Et Marx d’enfoncer le clou : « Le protestantisme est essentiellement une religion bourgeoise. »1. Le Vatican, au service de l’Ancien Régime, s’est dressée contre “l’Église à bon marché”, cet outil idéologique du capitalisme. La confrontation Saint Siège – Maison Blanche est donc loin de surgir du néant.

Au XVIème siècle la bourgeoisie remporte une victoire décisive contre Rome et la papauté sauve difficilement sa mise en France et dans les pays d’Europe du sud. Au nord, c’est la débâcle. Enfin, l’Église doit lâcher ses anciens alliés pour s’inféoder aux nouveaux seigneurs du monde quand la bourgeoisie prend le pouvoir en France en 1789. Ainsi, le cardinal Chiaramonti (futur Pie VII) se rallie dès 1796 au “gouvernement démocratique” mis en place par le général jacobin Augereau, anticipant déjà sur la victoire en Europe de la démocratie bourgeoise sur l’Ancien Régime.

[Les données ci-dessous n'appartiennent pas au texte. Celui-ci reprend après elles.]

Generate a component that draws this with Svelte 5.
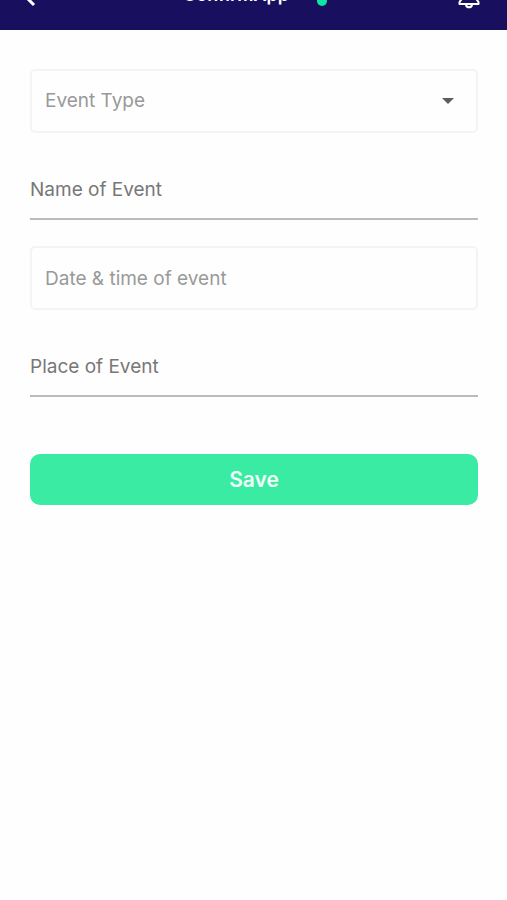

À ces conditions, le Capital en pleine expansion peut se permettre de tolérer l’existence indépendante de l’Église qui apporte une double caution morale et matérielle à l’exploitation de l’homme par l’homme. Mais le capitalisme est en crise, menacé dans sa domination du monde, il astreint chacun à la défense des USA. Toute forme d’indépendance devient intolérable. C’est ce qui explique l’offensive à laquelle on assiste, car c’est précisément pour ne pas sombrer avec le vaisseau amiral de la flotte capitaliste que le Vatican tente de préserver son indépendance. La question de la pédophilie fait partie des moyens de pression de l’impérialisme US sur cet allié très peu fiable qui a déjà, au cours de l’Histoire, trahi bien des maîtres… et leur a survécu !

Une question qui n’est pas nouvelle

La pédophilie des prêtres n’est pas nouvelle. Le théologien H. Küng, ex-condisciple de Ratzinger, mais passé au service du Capital, a publié un article2 dans lequel il dévoile la cause de cette perversion: “Avec la même franchise pour aborder enfin de front la question des abus sexuels eux-mêmes, il faudrait s’attaquer à la discussion de sa cause essentielle et structurelle : la règle du célibat.

Le « célibat » des prêtres étant chose acquise dès la fin du Moyen-Age, la pédophilie est donc une tare récurrente et quasi consubstantielle à la structure ecclésiale. Rien de plus aisé, pour le Capital, que d’utiliser la dénonciation de ce vice de fabrication pour imposer sa loi au Vatican. Dans le même temps, les agissements délictueux (blanchiment, fonds mafieux etc…) de la banque du Vatican dans la gestion des richesses de l’Église, offrent d’infinies possibilités de pression sur le Saint-Siège à ceux qui sont au courant, et l’on peut faire confiance aux agents du Capital pour avoir observé, de très près, les pratiques des banquiers de Dieu.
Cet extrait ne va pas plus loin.